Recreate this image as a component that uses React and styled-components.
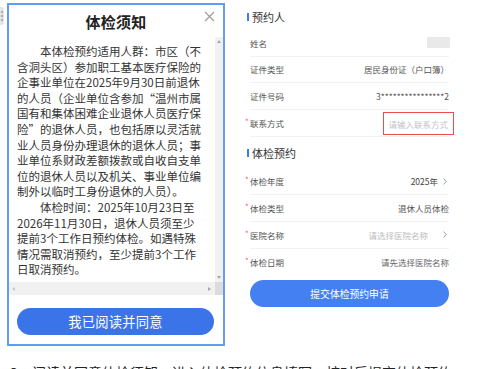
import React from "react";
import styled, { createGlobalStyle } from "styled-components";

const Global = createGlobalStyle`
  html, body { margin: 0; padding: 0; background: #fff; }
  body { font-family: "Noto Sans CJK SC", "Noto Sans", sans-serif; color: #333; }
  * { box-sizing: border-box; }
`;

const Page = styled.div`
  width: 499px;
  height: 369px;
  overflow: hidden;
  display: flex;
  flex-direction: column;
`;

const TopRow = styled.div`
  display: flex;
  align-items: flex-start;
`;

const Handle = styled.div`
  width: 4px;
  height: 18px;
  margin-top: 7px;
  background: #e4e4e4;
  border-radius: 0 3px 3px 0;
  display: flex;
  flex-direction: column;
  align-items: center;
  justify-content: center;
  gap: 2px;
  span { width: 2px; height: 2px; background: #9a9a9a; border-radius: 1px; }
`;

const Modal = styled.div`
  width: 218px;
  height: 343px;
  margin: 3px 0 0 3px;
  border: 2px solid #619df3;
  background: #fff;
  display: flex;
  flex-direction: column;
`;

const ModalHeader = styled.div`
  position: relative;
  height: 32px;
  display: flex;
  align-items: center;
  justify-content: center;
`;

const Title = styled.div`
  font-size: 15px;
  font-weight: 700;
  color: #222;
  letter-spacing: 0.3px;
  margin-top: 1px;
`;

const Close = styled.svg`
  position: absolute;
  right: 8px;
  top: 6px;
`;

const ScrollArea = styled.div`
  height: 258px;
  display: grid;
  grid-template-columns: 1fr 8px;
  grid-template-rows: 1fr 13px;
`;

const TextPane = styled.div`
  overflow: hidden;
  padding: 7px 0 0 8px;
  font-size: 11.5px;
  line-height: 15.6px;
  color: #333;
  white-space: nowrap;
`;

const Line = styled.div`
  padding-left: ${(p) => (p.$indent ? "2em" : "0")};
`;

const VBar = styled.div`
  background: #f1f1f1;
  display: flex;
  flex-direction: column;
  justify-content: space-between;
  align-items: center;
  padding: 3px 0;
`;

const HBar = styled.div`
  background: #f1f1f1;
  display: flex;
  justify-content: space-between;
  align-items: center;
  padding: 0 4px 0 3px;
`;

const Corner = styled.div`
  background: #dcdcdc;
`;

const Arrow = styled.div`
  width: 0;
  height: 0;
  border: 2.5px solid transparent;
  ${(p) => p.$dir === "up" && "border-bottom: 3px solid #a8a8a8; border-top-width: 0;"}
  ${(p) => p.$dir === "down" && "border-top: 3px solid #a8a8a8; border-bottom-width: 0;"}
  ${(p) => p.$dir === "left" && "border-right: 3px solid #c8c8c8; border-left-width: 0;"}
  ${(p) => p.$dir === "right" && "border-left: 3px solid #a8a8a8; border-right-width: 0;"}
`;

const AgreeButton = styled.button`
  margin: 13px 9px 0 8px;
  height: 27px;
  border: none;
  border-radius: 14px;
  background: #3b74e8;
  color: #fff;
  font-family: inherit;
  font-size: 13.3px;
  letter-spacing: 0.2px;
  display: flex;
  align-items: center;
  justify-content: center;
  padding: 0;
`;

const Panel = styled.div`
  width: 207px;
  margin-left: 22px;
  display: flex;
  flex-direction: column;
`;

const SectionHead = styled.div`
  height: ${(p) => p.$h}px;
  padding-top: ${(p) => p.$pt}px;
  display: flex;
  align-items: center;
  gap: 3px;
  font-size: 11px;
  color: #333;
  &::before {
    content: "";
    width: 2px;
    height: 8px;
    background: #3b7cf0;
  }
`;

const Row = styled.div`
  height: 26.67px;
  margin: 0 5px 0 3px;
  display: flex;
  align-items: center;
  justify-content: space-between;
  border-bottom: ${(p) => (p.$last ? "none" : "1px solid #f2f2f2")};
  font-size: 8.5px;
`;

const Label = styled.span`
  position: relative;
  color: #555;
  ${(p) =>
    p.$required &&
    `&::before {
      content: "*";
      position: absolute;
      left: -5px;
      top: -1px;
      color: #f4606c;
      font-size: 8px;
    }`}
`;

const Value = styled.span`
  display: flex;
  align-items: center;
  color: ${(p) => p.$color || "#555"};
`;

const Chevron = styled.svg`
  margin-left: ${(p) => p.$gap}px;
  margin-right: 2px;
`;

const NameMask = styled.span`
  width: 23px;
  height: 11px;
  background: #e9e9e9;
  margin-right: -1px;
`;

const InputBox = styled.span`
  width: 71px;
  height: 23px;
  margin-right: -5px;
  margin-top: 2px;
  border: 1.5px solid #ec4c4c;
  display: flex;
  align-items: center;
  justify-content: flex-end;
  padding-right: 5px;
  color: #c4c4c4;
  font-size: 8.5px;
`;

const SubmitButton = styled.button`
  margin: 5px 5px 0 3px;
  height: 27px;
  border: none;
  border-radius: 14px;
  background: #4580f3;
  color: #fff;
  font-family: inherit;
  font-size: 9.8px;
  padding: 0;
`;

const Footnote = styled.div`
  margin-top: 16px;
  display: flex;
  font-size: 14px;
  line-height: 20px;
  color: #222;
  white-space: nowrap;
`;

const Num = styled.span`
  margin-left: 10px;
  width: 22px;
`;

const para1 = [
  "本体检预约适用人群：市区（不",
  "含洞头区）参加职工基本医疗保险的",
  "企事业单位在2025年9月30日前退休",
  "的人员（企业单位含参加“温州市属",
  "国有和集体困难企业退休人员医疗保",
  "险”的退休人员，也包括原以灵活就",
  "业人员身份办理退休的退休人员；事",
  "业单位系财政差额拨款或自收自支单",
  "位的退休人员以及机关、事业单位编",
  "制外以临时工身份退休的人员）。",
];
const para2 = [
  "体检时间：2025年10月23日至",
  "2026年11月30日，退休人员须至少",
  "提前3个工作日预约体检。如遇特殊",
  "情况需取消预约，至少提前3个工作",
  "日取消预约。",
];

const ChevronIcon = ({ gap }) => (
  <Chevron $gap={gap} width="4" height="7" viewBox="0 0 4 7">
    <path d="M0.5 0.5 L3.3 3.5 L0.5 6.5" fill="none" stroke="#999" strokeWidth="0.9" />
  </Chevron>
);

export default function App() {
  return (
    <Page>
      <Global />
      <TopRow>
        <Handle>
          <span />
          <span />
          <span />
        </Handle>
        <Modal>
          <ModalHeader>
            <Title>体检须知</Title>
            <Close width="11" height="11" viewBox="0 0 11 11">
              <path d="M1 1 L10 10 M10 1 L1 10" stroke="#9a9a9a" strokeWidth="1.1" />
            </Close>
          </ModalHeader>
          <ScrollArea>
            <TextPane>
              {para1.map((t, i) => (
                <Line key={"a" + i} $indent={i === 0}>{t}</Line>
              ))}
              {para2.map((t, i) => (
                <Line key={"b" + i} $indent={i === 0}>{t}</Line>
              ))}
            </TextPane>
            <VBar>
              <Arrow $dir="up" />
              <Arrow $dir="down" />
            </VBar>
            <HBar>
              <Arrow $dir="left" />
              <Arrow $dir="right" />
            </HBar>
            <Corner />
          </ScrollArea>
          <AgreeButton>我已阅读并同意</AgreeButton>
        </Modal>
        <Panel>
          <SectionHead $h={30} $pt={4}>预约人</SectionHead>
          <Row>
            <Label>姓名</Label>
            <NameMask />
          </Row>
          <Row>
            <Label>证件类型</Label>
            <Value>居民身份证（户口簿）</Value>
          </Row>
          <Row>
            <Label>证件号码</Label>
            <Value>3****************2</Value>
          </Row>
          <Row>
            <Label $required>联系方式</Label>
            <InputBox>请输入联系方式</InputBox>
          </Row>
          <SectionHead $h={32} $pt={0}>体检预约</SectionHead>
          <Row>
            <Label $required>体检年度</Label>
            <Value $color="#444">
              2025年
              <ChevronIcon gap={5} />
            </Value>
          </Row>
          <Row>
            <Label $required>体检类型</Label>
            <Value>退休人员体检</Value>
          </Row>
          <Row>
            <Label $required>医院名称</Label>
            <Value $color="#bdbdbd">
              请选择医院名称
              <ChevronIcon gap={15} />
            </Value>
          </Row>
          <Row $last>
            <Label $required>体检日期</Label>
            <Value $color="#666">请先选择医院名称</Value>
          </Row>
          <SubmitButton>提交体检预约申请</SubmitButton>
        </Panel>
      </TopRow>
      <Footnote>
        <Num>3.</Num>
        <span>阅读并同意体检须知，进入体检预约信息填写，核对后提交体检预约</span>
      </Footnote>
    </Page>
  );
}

###

--- Exercise objective ---
Among the lines of the material above, how many include the string "React"? Report only that number.

--- Correct response ---
2